- **Aim of the task**
Any pictures in the records below should be skipped; write out everything else exactly.

- **Data supplied**

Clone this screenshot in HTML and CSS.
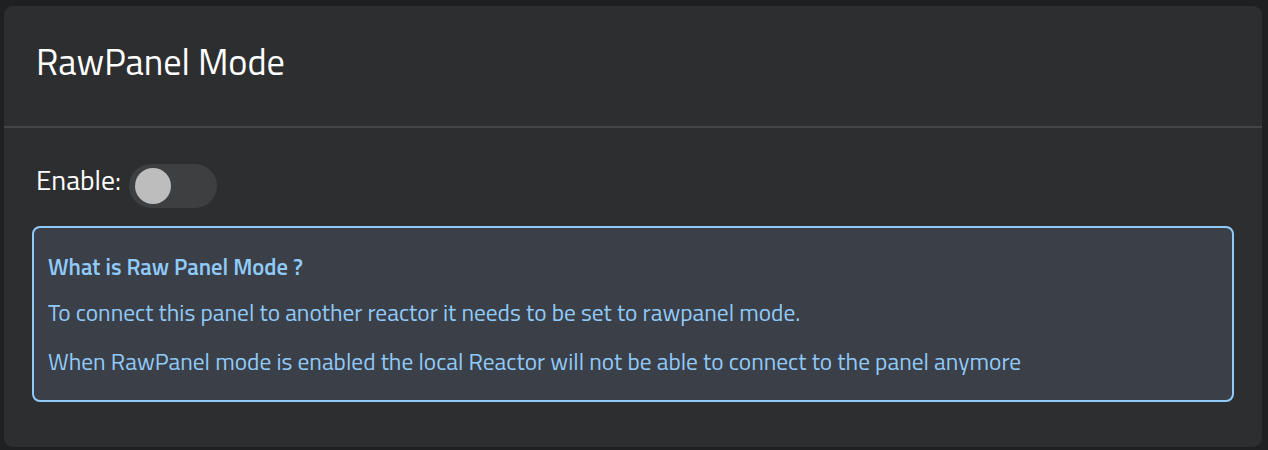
FILE: index.html
```html
<!DOCTYPE html>
<html lang="en">
<head>
<meta charset="utf-8">
<title>RawPanel Mode</title>
<link rel="stylesheet" href="styles.css">
</head>
<body>
<section class="card">
  <header class="card-header">
    <h1 class="card-title">RawPanel Mode</h1>
  </header>
  <div class="card-body">
    <div class="enable-row">
      <span class="enable-label">Enable:</span>
      <span class="switch" role="switch" aria-checked="false"><span class="switch-knob"></span></span>
    </div>
    <div class="info-box">
      <h2 class="info-title">What is Raw Panel Mode ?</h2>
      <p class="info-text">To connect this panel to another reactor it needs to be set to rawpanel mode.</p>
      <p class="info-text">When RawPanel mode is enabled the local Reactor will not be able to connect to the panel anymore</p>
    </div>
  </div>
</section>
</body>
</html>
```
FILE: styles.css
```css
html, body {
  margin: 0;
  background: #1f2022;
}
body {
  padding: 6px 6px 3px 4px;
  font-family: "Titillium Web", "Liberation Sans", sans-serif;
}
.card {
  background: #2d2e30;
  border-radius: 9px;
  padding-bottom: 45px;
}
.card-header {
  padding: 28.5px 32px 37.5px;
  border-bottom: 2px solid #444547;
}
.card-title {
  margin: 0;
  font-size: 36.3px;
  font-weight: 400;
  line-height: 54px;
  color: #ffffff;
}
.card-body {
  padding: 0 28px;
}
.enable-row {
  display: flex;
  align-items: flex-start;
  gap: 8px;
  margin: 31.5px 0 0 4px;
}
.enable-label {
  font-size: 27.7px;
  line-height: 41.5px;
  color: #ffffff;
}
.switch {
  position: relative;
  width: 88px;
  height: 44px;
  margin-top: 4.5px;
  border-radius: 22px;
  background: #3e3f41;
}
.switch-knob {
  position: absolute;
  left: 6px;
  top: 4px;
  width: 36px;
  height: 36px;
  border-radius: 50%;
  background: #bdbdbd;
}
.info-box {
  margin-top: 18px;
  padding: 21.5px 14px 21.5px;
  border: 2px solid #90caf9;
  border-radius: 8px;
  background: #3b3f47;
  color: #90caf9;
}
.info-title {
  margin: 0 0 12px;
  font-size: 22.6px;
  font-weight: 600;
  line-height: 1.5;
}
.info-text {
  margin: 0 0 13px;
  font-size: 23.4px;
  line-height: 1.5;
}
.info-text:last-child {
  margin-bottom: 0;
}
```
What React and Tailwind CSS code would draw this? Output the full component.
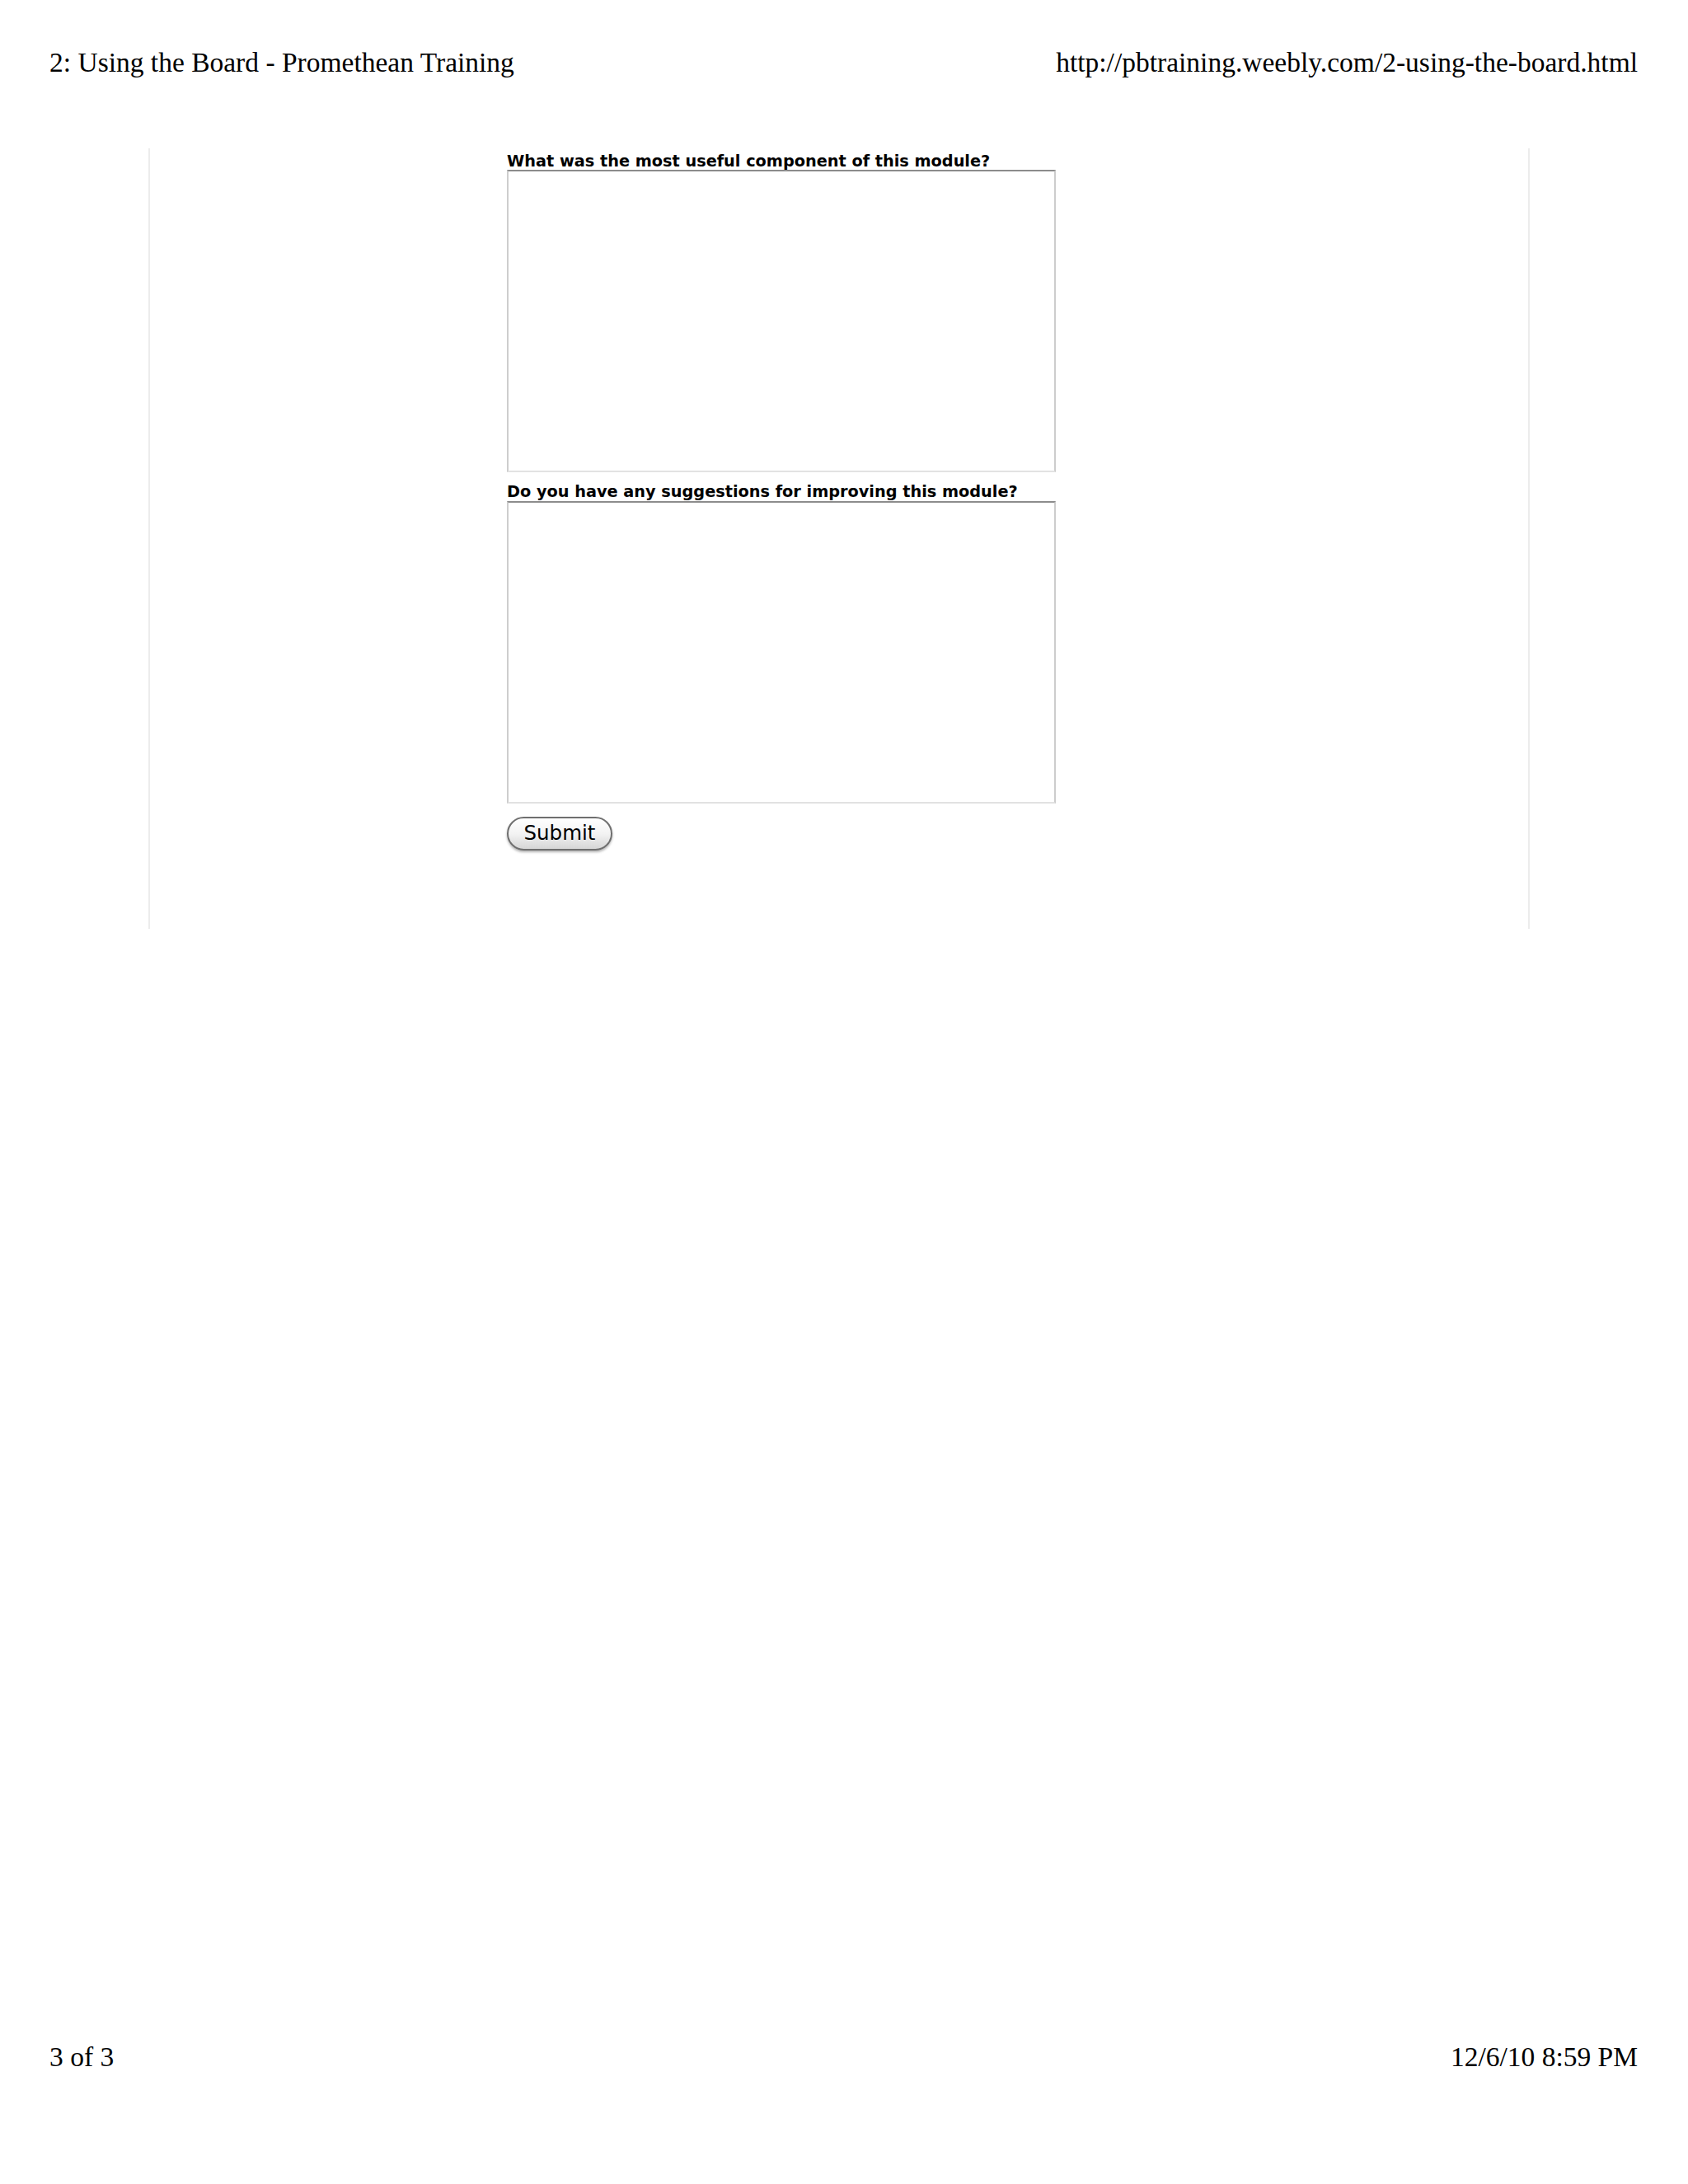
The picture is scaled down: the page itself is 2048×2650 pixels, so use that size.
const serif = { fontFamily: '"Liberation Serif", "Times New Roman", serif' };

const Field = ({ label, first }) => (
  <div className={first ? '' : 'mt-[13px]'}>
    <label className="block text-[19.3px] leading-[21px] font-bold text-black font-['DejaVu_Sans',sans-serif] whitespace-nowrap">
      {label}
    </label>
    <textarea
      className={`block w-[666px] h-[367px] resize-none bg-white outline-none border-x-2 border-x-[#cdcdcd] border-t-2 border-t-[#8c8c8c] border-b-2 border-b-[#e2e2e2] ${first ? '' : 'mt-[1px]'}`}
    />
  </div>
);

export default function App() {
  return (
    <div className="w-[2048px] h-[2650px] bg-white flex flex-col text-black">
      {/* Print header */}
      <div
        className="flex justify-between pl-[60px] pr-[61px] pt-[59px] text-[33.5px] leading-[33px]"
        style={serif}
      >
        <span>2: Using the Board - Promethean Training</span>
        <span>http://pbtraining.weebly.com/2-using-the-board.html</span>
      </div>

      {/* Page body */}
      <div className="mt-[88px] ml-[180px] w-[1676px] h-[947px] border-x-2 border-[#ececec] pl-[433px] pt-[5px]">
        <form onSubmit={(e) => e.preventDefault()}>
          <Field first label="What was the most useful component of this module?" />
          <Field label="Do you have any suggestions for improving this module?" />
          <button
            type="submit"
            className="mt-[16px] w-[128px] h-[41px] rounded-full border-2 border-[#6f6f6f] bg-linear-to-b from-white via-[#f3f3f3] to-[#d6d6d6] shadow-[0_2px_3px_rgba(0,0,0,0.3)] text-[24.5px] leading-none text-black font-['DejaVu_Sans',sans-serif]"
          >
            Submit
          </button>
        </form>
      </div>

      {/* Print footer */}
      <div
        className="mt-auto flex justify-between pl-[60px] pr-[61px] pb-[138px] text-[33.5px] leading-[33px]"
        style={serif}
      >
        <span>3 of 3</span>
        <span>12/6/10 8:59 PM</span>
      </div>
    </div>
  );
}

- **Exercise solution**
Clone this screenshot in HTML and CSS.
FILE: index.html
```html
<!DOCTYPE html>
<html lang="en">
<head>
<meta charset="utf-8">
<title>RawPanel Mode</title>
<link rel="stylesheet" href="styles.css">
</head>
<body>
<section class="card">
  <header class="card-header">
    <h1 class="card-title">RawPanel Mode</h1>
  </header>
  <div class="card-body">
    <div class="enable-row">
      <span class="enable-label">Enable:</span>
      <span class="switch" role="switch" aria-checked="false"><span class="switch-knob"></span></span>
    </div>
    <div class="info-box">
      <h2 class="info-title">What is Raw Panel Mode ?</h2>
      <p class="info-text">To connect this panel to another reactor it needs to be set to rawpanel mode.</p>
      <p class="info-text">When RawPanel mode is enabled the local Reactor will not be able to connect to the panel anymore</p>
    </div>
  </div>
</section>
</body>
</html>
```
FILE: styles.css
```css
html, body {
  margin: 0;
  background: #1f2022;
}
body {
  padding: 6px 6px 3px 4px;
  font-family: "Titillium Web", "Liberation Sans", sans-serif;
}
.card {
  background: #2d2e30;
  border-radius: 9px;
  padding-bottom: 45px;
}
.card-header {
  padding: 28.5px 32px 37.5px;
  border-bottom: 2px solid #444547;
}
.card-title {
  margin: 0;
  font-size: 36.3px;
  font-weight: 400;
  line-height: 54px;
  color: #ffffff;
}
.card-body {
  padding: 0 28px;
}
.enable-row {
  display: flex;
  align-items: flex-start;
  gap: 8px;
  margin: 31.5px 0 0 4px;
}
.enable-label {
  font-size: 27.7px;
  line-height: 41.5px;
  color: #ffffff;
}
.switch {
  position: relative;
  width: 88px;
  height: 44px;
  margin-top: 4.5px;
  border-radius: 22px;
  background: #3e3f41;
}
.switch-knob {
  position: absolute;
  left: 6px;
  top: 4px;
  width: 36px;
  height: 36px;
  border-radius: 50%;
  background: #bdbdbd;
}
.info-box {
  margin-top: 18px;
  padding: 21.5px 14px 21.5px;
  border: 2px solid #90caf9;
  border-radius: 8px;
  background: #3b3f47;
  color: #90caf9;
}
.info-title {
  margin: 0 0 12px;
  font-size: 22.6px;
  font-weight: 600;
  line-height: 1.5;
}
.info-text {
  margin: 0 0 13px;
  font-size: 23.4px;
  line-height: 1.5;
}
.info-text:last-child {
  margin-bottom: 0;
}
```
What React and Tailwind CSS code would draw this? Output the full component.
The picture is scaled down: the page itself is 2048×2650 pixels, so use that size.
const serif = { fontFamily: '"Liberation Serif", "Times New Roman", serif' };

const Field = ({ label, first }) => (
  <div className={first ? '' : 'mt-[13px]'}>
    <label className="block text-[19.3px] leading-[21px] font-bold text-black font-['DejaVu_Sans',sans-serif] whitespace-nowrap">
      {label}
    </label>
    <textarea
      className={`block w-[666px] h-[367px] resize-none bg-white outline-none border-x-2 border-x-[#cdcdcd] border-t-2 border-t-[#8c8c8c] border-b-2 border-b-[#e2e2e2] ${first ? '' : 'mt-[1px]'}`}
    />
  </div>
);

export default function App() {
  return (
    <div className="w-[2048px] h-[2650px] bg-white flex flex-col text-black">
      {/* Print header */}
      <div
        className="flex justify-between pl-[60px] pr-[61px] pt-[59px] text-[33.5px] leading-[33px]"
        style={serif}
      >
        <span>2: Using the Board - Promethean Training</span>
        <span>http://pbtraining.weebly.com/2-using-the-board.html</span>
      </div>

      {/* Page body */}
      <div className="mt-[88px] ml-[180px] w-[1676px] h-[947px] border-x-2 border-[#ececec] pl-[433px] pt-[5px]">
        <form onSubmit={(e) => e.preventDefault()}>
          <Field first label="What was the most useful component of this module?" />
          <Field label="Do you have any suggestions for improving this module?" />
          <button
            type="submit"
            className="mt-[16px] w-[128px] h-[41px] rounded-full border-2 border-[#6f6f6f] bg-linear-to-b from-white via-[#f3f3f3] to-[#d6d6d6] shadow-[0_2px_3px_rgba(0,0,0,0.3)] text-[24.5px] leading-none text-black font-['DejaVu_Sans',sans-serif]"
          >
            Submit
          </button>
        </form>
      </div>

      {/* Print footer */}
      <div
        className="mt-auto flex justify-between pl-[60px] pr-[61px] pb-[138px] text-[33.5px] leading-[33px]"
        style={serif}
      >
        <span>3 of 3</span>
        <span>12/6/10 8:59 PM</span>
      </div>
    </div>
  );
}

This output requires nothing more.